### Data records:
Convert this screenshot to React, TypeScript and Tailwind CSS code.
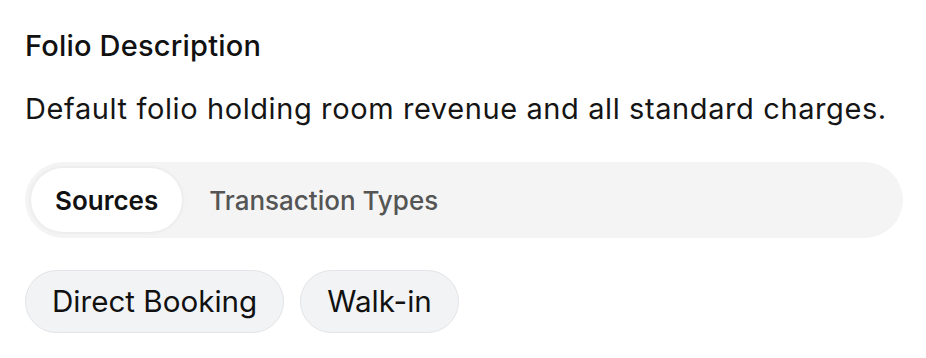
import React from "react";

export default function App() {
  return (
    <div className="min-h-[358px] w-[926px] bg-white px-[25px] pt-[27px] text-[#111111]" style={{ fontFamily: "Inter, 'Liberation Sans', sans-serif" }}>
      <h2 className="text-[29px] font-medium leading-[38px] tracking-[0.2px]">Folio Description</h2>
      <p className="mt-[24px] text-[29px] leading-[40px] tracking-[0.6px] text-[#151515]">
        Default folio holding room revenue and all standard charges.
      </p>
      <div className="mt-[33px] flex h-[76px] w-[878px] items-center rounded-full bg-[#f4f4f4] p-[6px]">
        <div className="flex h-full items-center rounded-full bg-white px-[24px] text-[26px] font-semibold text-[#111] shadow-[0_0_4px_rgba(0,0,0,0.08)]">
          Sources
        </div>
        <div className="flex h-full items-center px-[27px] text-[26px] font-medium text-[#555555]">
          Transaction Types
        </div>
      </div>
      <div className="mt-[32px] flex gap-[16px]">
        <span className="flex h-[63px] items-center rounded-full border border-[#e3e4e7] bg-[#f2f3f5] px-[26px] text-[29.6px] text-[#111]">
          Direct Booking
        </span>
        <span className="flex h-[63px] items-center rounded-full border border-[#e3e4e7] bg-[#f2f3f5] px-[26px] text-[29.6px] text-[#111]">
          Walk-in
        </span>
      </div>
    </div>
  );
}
--
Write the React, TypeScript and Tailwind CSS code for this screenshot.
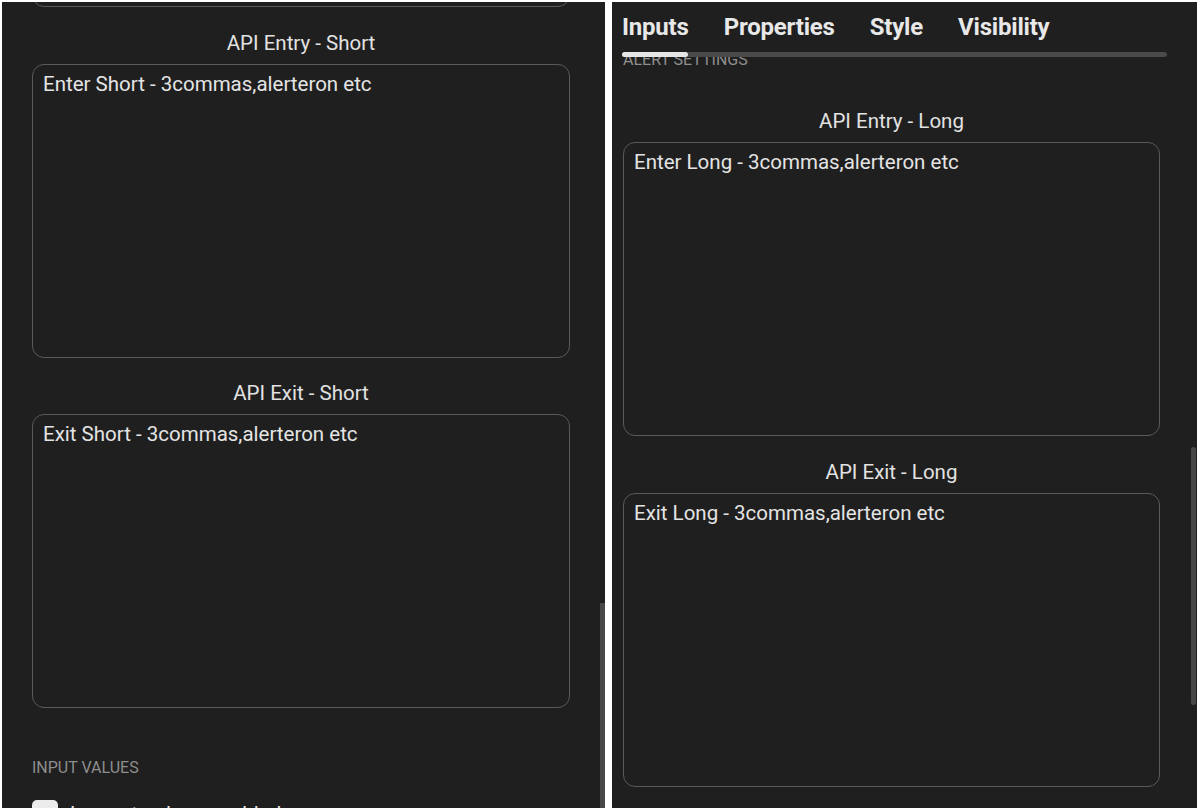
...
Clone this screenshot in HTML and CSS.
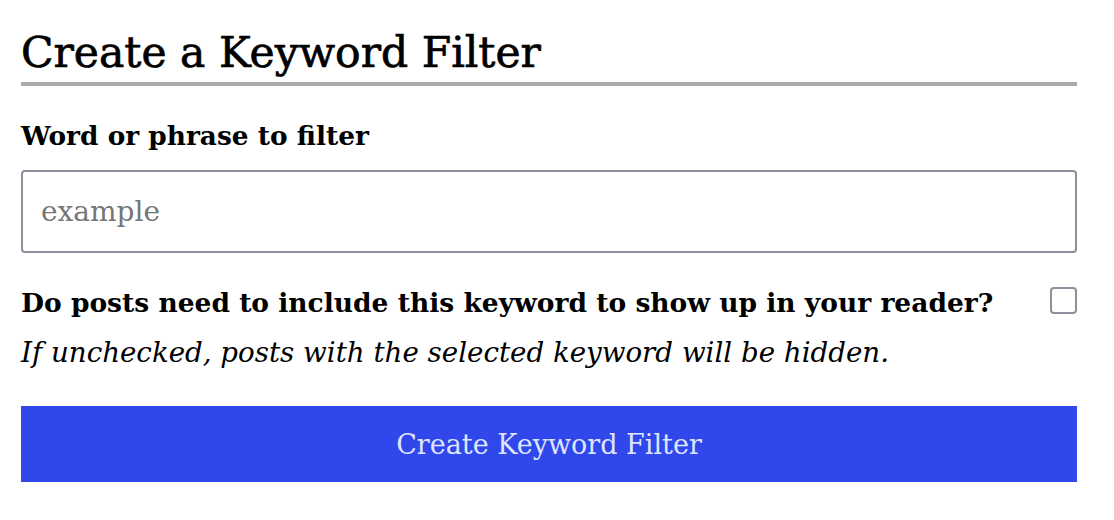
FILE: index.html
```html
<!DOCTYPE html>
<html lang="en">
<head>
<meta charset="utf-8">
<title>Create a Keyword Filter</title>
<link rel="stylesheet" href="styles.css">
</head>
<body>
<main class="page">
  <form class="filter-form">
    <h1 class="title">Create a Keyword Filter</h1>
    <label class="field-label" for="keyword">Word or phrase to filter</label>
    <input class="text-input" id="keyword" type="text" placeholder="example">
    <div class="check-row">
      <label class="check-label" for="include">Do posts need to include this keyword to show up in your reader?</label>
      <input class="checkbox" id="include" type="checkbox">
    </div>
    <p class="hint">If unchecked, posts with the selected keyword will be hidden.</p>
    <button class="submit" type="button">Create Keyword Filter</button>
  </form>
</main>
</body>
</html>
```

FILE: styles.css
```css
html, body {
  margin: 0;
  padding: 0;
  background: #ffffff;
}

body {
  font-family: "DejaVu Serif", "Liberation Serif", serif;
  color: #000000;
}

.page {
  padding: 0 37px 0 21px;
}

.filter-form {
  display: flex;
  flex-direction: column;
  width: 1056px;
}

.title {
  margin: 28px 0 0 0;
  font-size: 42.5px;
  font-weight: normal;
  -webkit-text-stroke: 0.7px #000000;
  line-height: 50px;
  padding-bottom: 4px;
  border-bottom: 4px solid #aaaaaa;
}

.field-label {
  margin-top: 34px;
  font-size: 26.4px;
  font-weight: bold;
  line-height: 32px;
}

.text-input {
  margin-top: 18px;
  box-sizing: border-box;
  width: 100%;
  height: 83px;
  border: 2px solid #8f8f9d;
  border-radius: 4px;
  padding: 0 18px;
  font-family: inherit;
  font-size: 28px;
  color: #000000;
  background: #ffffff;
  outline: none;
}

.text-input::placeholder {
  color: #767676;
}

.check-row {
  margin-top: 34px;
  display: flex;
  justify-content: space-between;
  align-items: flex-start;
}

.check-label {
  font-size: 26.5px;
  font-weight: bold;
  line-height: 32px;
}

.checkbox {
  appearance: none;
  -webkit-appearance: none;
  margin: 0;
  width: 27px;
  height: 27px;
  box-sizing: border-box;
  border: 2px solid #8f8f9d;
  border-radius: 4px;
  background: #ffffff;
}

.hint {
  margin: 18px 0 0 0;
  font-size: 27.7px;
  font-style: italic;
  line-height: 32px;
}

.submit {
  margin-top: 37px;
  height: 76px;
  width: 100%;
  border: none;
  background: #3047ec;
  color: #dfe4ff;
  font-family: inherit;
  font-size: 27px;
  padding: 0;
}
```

### Task description:
List each line of the entries that holds the string "code".

### Answer to the problem:
Convert this screenshot to React, TypeScript and Tailwind CSS code.
Write the React, TypeScript and Tailwind CSS code for this screenshot.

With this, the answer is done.